Валентина медленно поправлялась. Похудевшая — кожа да кости — тенью бродила по квартире, боясь выползти на улицу.
— Ты бы подышала свежим воздухом, Валюша! — уговаривал ее муж. — Вон благодать какая! Весна! Давай, помогу.
— Щё ты, щё ты! — испуганно махала руками Валентина. — Я ведь не человек — пугало, настоящее чучело. Голова голая, пузо — как барабан, люди поди-ка спужаются, как увидят.
Часто забегал Андрей, спрашивал, есть ли вести от Анютки. Валентина, глядя на него, ладного и стройного, на его красивое румяное лицо, волнистый чуб, который выбивался из-под шапки-кубанки, думала, что было бы намного лучше, если б Андрюшка и впрямь уворовал Анютку. Вот где она, шалапутная сестрёнка? Вспоминая о ней, Валентина не могла сдержать слез, ругала себя за вредное свое поведение.
Тайна исчезновения Анютки и ее подруги через две недели раскрылась легко и просто, когда родители Маши получили письмо. В конверте вместе с письмом от Маши лежала и коротенькая записка Анюты: «Валечка и Егор! Уезжаю искать счастье. Получка в книжке про Робинзона Крузо, не беспокойтесь обо мне: у меня деньги есть. Поцелуйте за меня Павлушку. Желаю вам сына. Ваша Анна Буркова».

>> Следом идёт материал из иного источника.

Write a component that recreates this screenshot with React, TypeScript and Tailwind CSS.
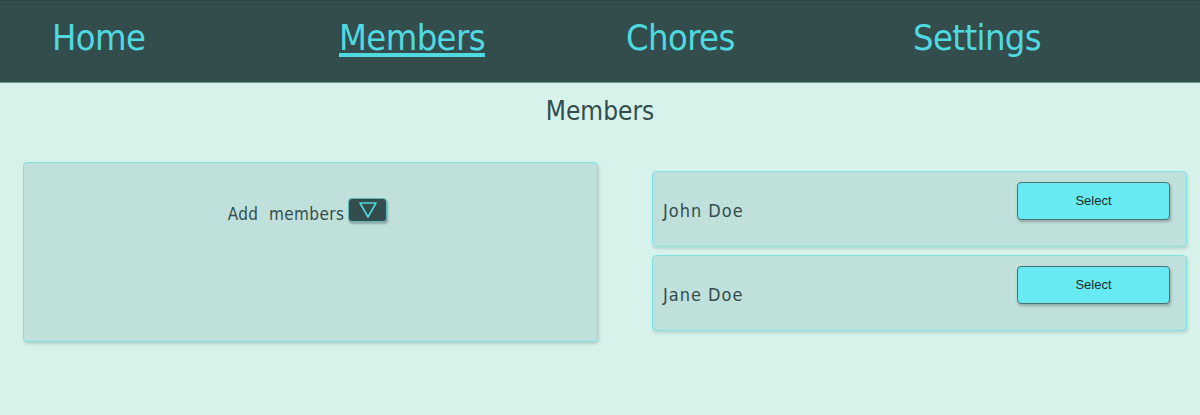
const font = "font-['DejaVu_Sans_Condensed',sans-serif]"

const members = ["John Doe", "Jane Doe"]

function Nav() {
  const items = ["Home", "Members", "Chores", "Settings"]
  return (
    <nav className="h-[83px] bg-[#334d4d] border-t border-[#2a4646] border-b border-b-[#6f9a95] flex items-center pl-[52px] pb-[6px]">
      {items.map((item) => (
        <div key={item} className="w-[287px] shrink-0">
          <a
            href="#"
            className={
              "text-[36px] leading-none text-[#4fd9e0] font-light tracking-[-0.6px] " +
              (item === "Members" ? "underline decoration-[4px] underline-offset-[3px]" : "")
            }
          >
            {item}
          </a>
        </div>
      ))}
    </nav>
  )
}

export default function App() {
  return (
    <div className={"w-[1200px] h-[415px] bg-[#d7f2ea] text-[#334d4d] " + font}>
      <Nav />
      <h1 className="text-center text-[26px] leading-none mt-[15px]">Members</h1>
      <div className="flex mt-[38px] pl-[23px]">
        <div className="w-[575px] h-[180px] bg-[#c0e0db] border border-[#7fe3e6] rounded-[4px] shadow-[1px_2px_3px_rgba(0,0,0,0.15)] flex justify-center pt-[35px]">
          <div className="flex items-start gap-[4px] ml-[-6px]">
            <span className="text-[17px] leading-none mt-[8px] tracking-[0.4px]">Add&nbsp; members</span>
            <button className="w-[39px] h-[24px] bg-[#334d4d] rounded-[4px] border border-[#5fb8bb] shadow-[1px_2px_2px_rgba(0,0,0,0.25)] flex items-center justify-center">
              <svg width="20" height="18" viewBox="0 0 20 18">
                <path d="M2 2 L18 2 L10 16 Z" fill="none" stroke="#4fd9e0" strokeWidth="1.6" strokeLinejoin="round" />
              </svg>
            </button>
          </div>
        </div>
        <div className="ml-[54px] mt-[9px] flex flex-col gap-[8px]">
          {members.map((m) => (
            <div
              key={m}
              className="w-[535px] h-[76px] bg-[#c0e0db] border border-[#7fe3e6] rounded-[4px] shadow-[1px_2px_3px_rgba(0,0,0,0.12)] flex items-start justify-between pl-[10px] pr-[16px] pt-[10px]"
            >
              <span className="text-[18px] leading-none mt-[20px] tracking-[1px]">{m}</span>
              <button className="w-[153px] h-[38px] bg-[#67eaf2] border border-[#4c6f70] rounded-[4px] shadow-[1px_2px_3px_rgba(0,0,0,0.25)] text-[13px] text-[#1d2e2e] font-['Liberation_Sans',sans-serif] pb-[1px]">
                Select
              </button>
            </div>
          ))}
        </div>
      </div>
    </div>
  )
}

Зато письмо Маши было пространное, все в голубых разводах, видно, писала Машутка и плакала в три ручья: «Милые мои тятенька и маменька! — читал Егор. — Не гневайтесь на меня, но не могу я больше оставаться здесь. Мы с Анюткой под угрозой смерти. К нам обратились двое парней и попросили дать каких-нибудь лекарств, чтобы, к примеру, глаза были на самом деле здоровы, а как проверять, то больные. Не хотели в армию Красную идти, богатеи проклятые! Мы им дали мази, а они нам за это пятьсот рублей. А только на комиссии их все равно признали годными. Мы так и хотели сделать, а то, ишь, в Красной Армии не захотели служить, хитрые какие. И вот к нам пришла одна ихняя мамаша, сильно ругалась и сказала, что нам будет конец. Вот мы и решили бежать. Мы вам ещё напишем. Остаюсь всегда ваша верная дочь Мария».

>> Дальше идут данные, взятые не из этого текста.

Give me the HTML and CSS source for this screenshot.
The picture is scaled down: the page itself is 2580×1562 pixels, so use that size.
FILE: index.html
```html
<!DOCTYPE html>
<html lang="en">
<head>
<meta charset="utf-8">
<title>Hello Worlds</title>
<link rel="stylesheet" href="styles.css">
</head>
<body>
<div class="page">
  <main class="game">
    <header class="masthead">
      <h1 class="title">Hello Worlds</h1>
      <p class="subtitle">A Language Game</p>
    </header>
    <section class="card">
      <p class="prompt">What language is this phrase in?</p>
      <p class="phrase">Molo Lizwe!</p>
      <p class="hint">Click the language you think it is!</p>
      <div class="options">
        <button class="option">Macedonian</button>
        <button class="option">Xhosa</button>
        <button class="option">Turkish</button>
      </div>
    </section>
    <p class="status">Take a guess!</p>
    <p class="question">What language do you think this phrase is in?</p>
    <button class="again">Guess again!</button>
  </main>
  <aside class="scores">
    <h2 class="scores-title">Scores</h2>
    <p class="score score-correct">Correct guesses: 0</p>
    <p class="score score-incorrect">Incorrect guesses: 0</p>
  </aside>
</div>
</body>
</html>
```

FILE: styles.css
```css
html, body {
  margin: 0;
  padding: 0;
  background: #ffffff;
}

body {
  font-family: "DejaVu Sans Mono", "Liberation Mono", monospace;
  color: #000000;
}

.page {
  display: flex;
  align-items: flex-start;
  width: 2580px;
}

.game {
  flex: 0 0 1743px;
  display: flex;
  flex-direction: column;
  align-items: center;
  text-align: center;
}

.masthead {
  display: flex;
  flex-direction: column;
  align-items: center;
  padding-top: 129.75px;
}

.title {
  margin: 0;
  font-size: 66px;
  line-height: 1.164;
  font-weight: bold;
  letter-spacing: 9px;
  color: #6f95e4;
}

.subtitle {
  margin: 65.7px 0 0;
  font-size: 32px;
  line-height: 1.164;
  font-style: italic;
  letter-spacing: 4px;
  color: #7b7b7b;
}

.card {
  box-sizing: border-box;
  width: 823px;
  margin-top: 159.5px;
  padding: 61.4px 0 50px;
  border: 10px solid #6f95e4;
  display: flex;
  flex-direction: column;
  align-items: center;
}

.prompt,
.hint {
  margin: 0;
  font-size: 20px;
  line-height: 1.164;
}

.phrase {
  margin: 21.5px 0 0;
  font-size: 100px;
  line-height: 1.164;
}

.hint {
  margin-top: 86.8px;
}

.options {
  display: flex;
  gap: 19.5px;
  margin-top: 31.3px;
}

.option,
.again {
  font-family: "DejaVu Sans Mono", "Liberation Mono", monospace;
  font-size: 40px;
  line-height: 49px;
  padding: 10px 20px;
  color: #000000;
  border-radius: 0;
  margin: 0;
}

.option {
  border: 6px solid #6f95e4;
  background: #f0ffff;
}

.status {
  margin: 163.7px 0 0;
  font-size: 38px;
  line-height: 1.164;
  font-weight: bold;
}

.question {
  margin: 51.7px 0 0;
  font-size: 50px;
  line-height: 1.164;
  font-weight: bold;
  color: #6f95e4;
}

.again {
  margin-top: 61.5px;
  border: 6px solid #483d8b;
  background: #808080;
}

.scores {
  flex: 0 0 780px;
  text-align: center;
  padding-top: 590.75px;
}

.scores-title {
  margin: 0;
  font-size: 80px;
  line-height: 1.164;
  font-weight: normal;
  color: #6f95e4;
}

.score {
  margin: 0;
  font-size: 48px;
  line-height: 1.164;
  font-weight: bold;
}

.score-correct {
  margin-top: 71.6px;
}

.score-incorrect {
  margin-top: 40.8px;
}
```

Валентина по своему обыкновению сначала вспылила:
— Ну, это надо же, щё удумали брандахлыстки две! — а потом заревела в голос. — Ой-оченьки! Да ведь её зарезать могли за это, ой, шалапутная сестрёночка моя, да где же ты! — и опять свалилась в жару.

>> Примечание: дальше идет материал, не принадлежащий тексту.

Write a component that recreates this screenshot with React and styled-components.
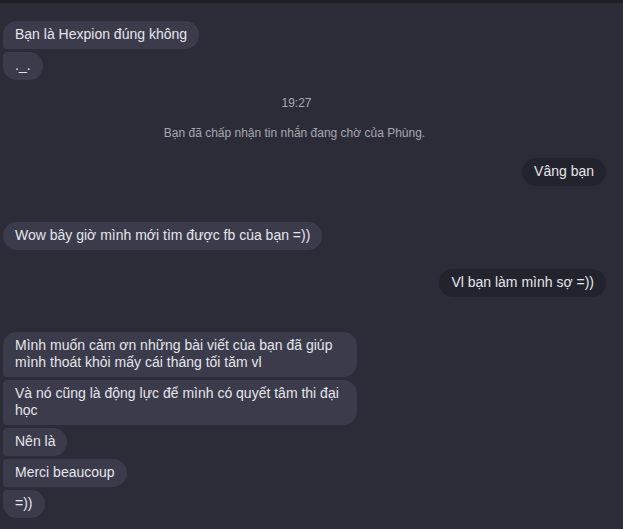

Однако с нервной горячкой доктор справился быстро, и Валентина стала медленно набирать силы.
Быстрому выздоровлению мешала беременность. Ела она плохо, через силу, и поминутно бегала к ведру: тошнило от каждого куска еды, от малейшего запаха. Желудок принимал одну колодезную воду, и то не со своего двора, а с соседней улицы. Егор дивился странным причудам жены, но безропотно таскал воду, потому что Мироновна строго-настрого велела потакать всем капризам беременной Валентины, дескать, успеешь, мол, побурчать, а пока — терпи, поскольку беременные бабы все такие привередливые.